Agricultural Loan Products

Agriculture is often referred to as the backbone of America because the industry provides us with food, clothing, and much more. Farmers and ranchers must operate like a business, managing income and expenses. Some of those expenses can be very large. Agricultural loans are vital to financing short and long-term costs.

Some of the expenses that farmers and ranchers may face include land purchases, equipment needs, buying inputs, and upgrading facilities. Here are some of the standard agricultural loan products available for producers.

Real Estate Loans

The average cost of farm real estate is $4,442 per acre and rising. Depending on the tract of land and its use, farmland can sell for up to $19,000 per acre. At a cost that high, the repayment must be spread out over a longer term. Depending on the borrower’s creditworthiness, terms may be as long as 30 years.

Equipment Financing

New pieces of agriculture equipment can have a hefty price tag. Financing farm machinery is similar to getting a car loan. The term for repayment is typically under seven years. Agricultural lenders can finance both new and used equipment.

Operating Loans

Farming is a very cyclical business. Farmers purchase their crop inputs during the winter months. This can include seed, fertilizer, pesticide, and more. They will not see revenue from that crop until it is harvested later that year. An operating loan covers that gap. It acts like a credit card in that a farmer can use the available funds, pay it down when they have money available, and then use it again when necessary. It serves as a safety net.

Intermediate Term Loans

Intermediate term (IT) loans are set up for shorter periods, typically ten years or less. They can be used for less significant expenses, like building a new structure.

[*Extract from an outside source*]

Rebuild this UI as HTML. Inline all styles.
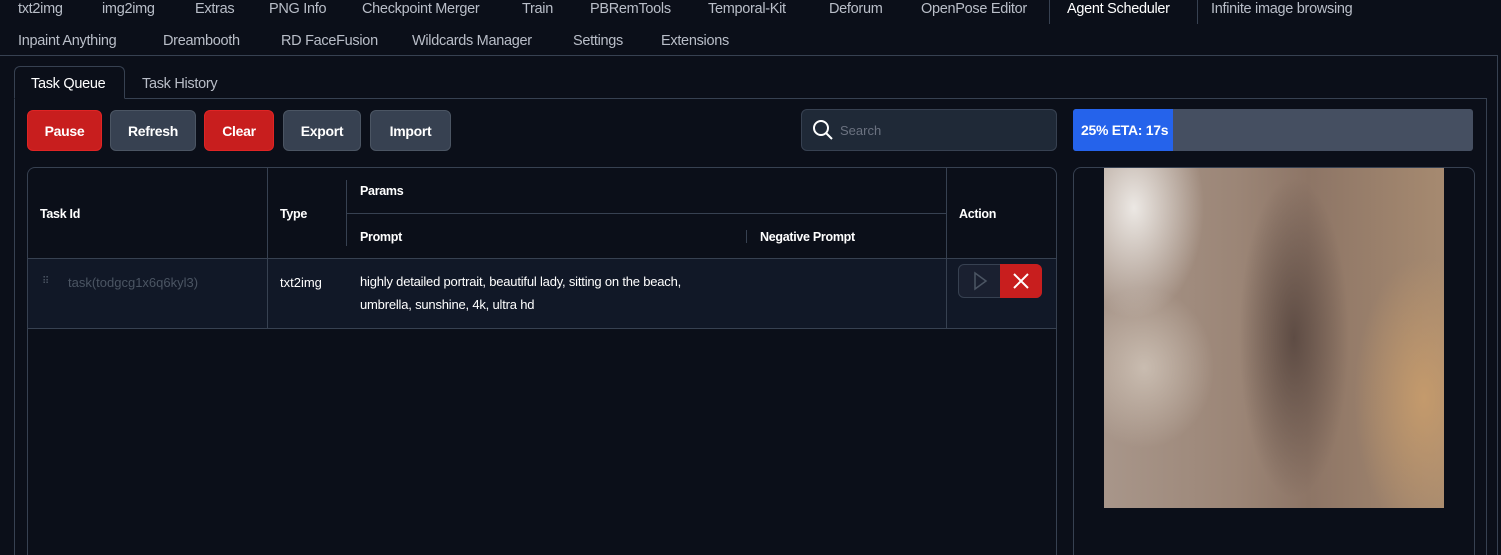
<!DOCTYPE html>
<html><head><style>
*{box-sizing:border-box;margin:0;padding:0}
html,body{width:1501px;height:555px;overflow:hidden}
body{background:#0b0f19;font-family:"Liberation Sans",sans-serif;color:#d1d5db;position:relative;font-size:14px}
.a{position:absolute;white-space:nowrap}
.nav{font-size:14.5px;color:#b9bec8;letter-spacing:-0.3px}
.btn{position:absolute;top:110px;height:41px;border-radius:6px;color:#fff;font-weight:bold;font-size:14px;display:flex;align-items:center;justify-content:center;letter-spacing:-0.3px}
.red{background:#c81e1e;border:1px solid #e02424}
.gray{background:#374151;border:1px solid #4b5563}
.th{font-weight:bold;font-size:12.5px;color:#fff;letter-spacing:-0.3px}
.vl{position:absolute;background:#374151;width:1px}
.hl{position:absolute;background:#374151;height:1px}
</style></head><body>
<div class="a nav" style="left:18px;top:1px">txt2img</div>
<div class="a nav" style="left:102px;top:1px">img2img</div>
<div class="a nav" style="left:195px;top:1px">Extras</div>
<div class="a nav" style="left:269px;top:1px">PNG Info</div>
<div class="a nav" style="left:362px;top:1px">Checkpoint Merger</div>
<div class="a nav" style="left:522px;top:1px">Train</div>
<div class="a nav" style="left:590px;top:1px">PBRemTools</div>
<div class="a nav" style="left:708px;top:1px">Temporal-Kit</div>
<div class="a nav" style="left:829px;top:1px">Deforum</div>
<div class="a nav" style="left:921px;top:1px">OpenPose Editor</div>
<div class="vl" style="left:1049px;top:0;height:24px"></div>
<div class="a nav" style="left:1067px;top:1px;color:#fff">Agent Scheduler</div>
<div class="vl" style="left:1197px;top:0;height:24px"></div>
<div class="a nav" style="left:1211px;top:1px">Infinite image browsing</div>
<div class="a nav" style="left:18px;top:33px">Inpaint Anything</div>
<div class="a nav" style="left:163px;top:33px">Dreambooth</div>
<div class="a nav" style="left:281px;top:33px">RD FaceFusion</div>
<div class="a nav" style="left:412px;top:33px">Wildcards Manager</div>
<div class="a nav" style="left:573px;top:33px">Settings</div>
<div class="a nav" style="left:661px;top:33px">Extensions</div>
<div class="hl" style="left:0;top:55px;width:1497px"></div>
<div class="vl" style="left:1497px;top:55px;height:500px"></div>
<div class="a" style="left:14px;top:98px;width:1473px;height:457px;border:1px solid #374151;border-bottom:none"></div>
<div class="a" style="left:14px;top:66px;width:111px;height:33px;border:1px solid #374151;border-bottom:1px solid #0b0f19;border-radius:6px 6px 0 0;background:#0b0f19"></div>
<div class="a nav" style="left:31px;top:76px;color:#fff">Task Queue</div>
<div class="a nav" style="left:142px;top:76px">Task History</div>
<div class="btn red" style="left:27px;width:75px">Pause</div>
<div class="btn gray" style="left:110px;width:86px">Refresh</div>
<div class="btn red" style="left:204px;width:70px">Clear</div>
<div class="btn gray" style="left:283px;width:78px">Export</div>
<div class="btn gray" style="left:370px;width:81px">Import</div>
<div class="a" style="left:801px;top:109px;width:256px;height:42px;border:1px solid #374151;border-radius:6px;background:#1f2937"></div>
<svg class="a" style="left:812px;top:119px" width="22" height="22" viewBox="0 0 22 22"><circle cx="9" cy="9" r="7" fill="none" stroke="#fff" stroke-width="2"/><path d="M14 14l6 6" stroke="#fff" stroke-width="2"/></svg>
<div class="a" style="left:840px;top:123px;font-size:13px;color:#6b7280">Search</div>
<div class="a" style="left:1073px;top:109px;width:400px;height:42px;background:#454f61;border-radius:3px"></div>
<div class="a" style="left:1073px;top:109px;width:100px;height:42px;background:#2563eb;border-radius:3px 0 0 3px"></div>
<div class="a" style="left:1081px;top:122px;font-weight:bold;color:#fff;font-size:14px;letter-spacing:-0.3px">25% ETA: 17s</div>
<div class="a" style="left:27px;top:167px;width:1030px;height:388px;border:1px solid #374151;border-bottom:none;border-radius:8px 8px 0 0"></div>
<div class="a" style="left:28px;top:259px;width:1028px;height:69px;background:#111827"></div>
<div class="hl" style="left:28px;top:258px;width:1028px"></div>
<div class="hl" style="left:28px;top:328px;width:1028px"></div>
<div class="hl" style="left:347px;top:213px;width:600px"></div>
<div class="vl" style="left:267px;top:168px;height:160px"></div>
<div class="vl" style="left:946px;top:168px;height:160px"></div>
<div class="vl" style="left:346px;top:180px;height:66px"></div>
<div class="vl" style="left:746px;top:230px;height:13px"></div>
<div class="a th" style="left:40px;top:207px">Task Id</div>
<div class="a th" style="left:280px;top:207px">Type</div>
<div class="a th" style="left:360px;top:184px">Params</div>
<div class="a th" style="left:360px;top:230px">Prompt</div>
<div class="a th" style="left:760px;top:230px">Negative Prompt</div>
<div class="a th" style="left:959px;top:207px">Action</div>
<div class="a" style="left:42px;top:276px;color:#4b5563;font-size:10px">⠿</div>
<div class="a" style="left:68px;top:275px;color:#4b5563;font-size:13px">task(todgcg1x6q6kyl3)</div>
<div class="a" style="left:280px;top:275px;color:#fff;font-size:13px">txt2img</div>
<div class="a" style="left:360px;top:270px;color:#fff;font-size:13px;line-height:23px;letter-spacing:-0.2px">highly detailed portrait, beautiful lady, sitting on the beach,<br>umbrella, sunshine, 4k, ultra hd</div>
<div class="a" style="left:958px;top:264px;width:84px;height:34px;border:1px solid #374151;border-radius:6px;background:#1a2030"></div>
<svg class="a" style="left:970px;top:271px" width="20" height="20" viewBox="0 0 20 20"><path d="M5 2l11 8-11 8z" fill="none" stroke="#4b5563" stroke-width="1.5"/></svg>
<div class="a" style="left:1000px;top:264px;width:42px;height:34px;background:#c81e1e;border-radius:0 6px 6px 0"></div>
<svg class="a" style="left:1012px;top:272px" width="18" height="18" viewBox="0 0 18 18"><path d="M2 2l14 14M16 2L2 16" stroke="#fff" stroke-width="2"/></svg>
<div class="a" style="left:1073px;top:167px;width:402px;height:388px;border:1px solid #374151;border-bottom:none;border-radius:8px 8px 0 0"></div>
<div class="a" style="left:1104px;top:168px;width:340px;height:340px;background:
radial-gradient(ellipse 55px 160px at 190px 170px,#5e4c44 0%,rgba(94,76,68,0) 100%),
radial-gradient(ellipse 70px 110px at 30px 40px,#ece8e4 0%,rgba(236,232,228,0) 100%),
radial-gradient(ellipse 70px 80px at 40px 200px,#c9bcb0 0%,rgba(201,188,176,0) 100%),
radial-gradient(ellipse 70px 140px at 320px 230px,#c49a6c 0%,rgba(196,154,108,0) 100%),
linear-gradient(90deg,#a8968a 0%,#9b8576 40%,#8d7566 60%,#a68a70 100%)"></div>
</body></html>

IT loans can be issued much quicker than traditional loans since the analysis is much less complex.  

Leases

Leasing can reduce risk when it comes to the depreciation of equipment or buildings. It provides both flexibility for the borrower and potential tax advantages. Leases can be set up so that the borrower eventually owns the collateral.  

Agriculture lending is highly specialized, so you will want to work with an institution that understands your operation. It is often advantageous to work with the same lender over time. They will develop a thorough understanding of your farm and help you make the best decisions for it.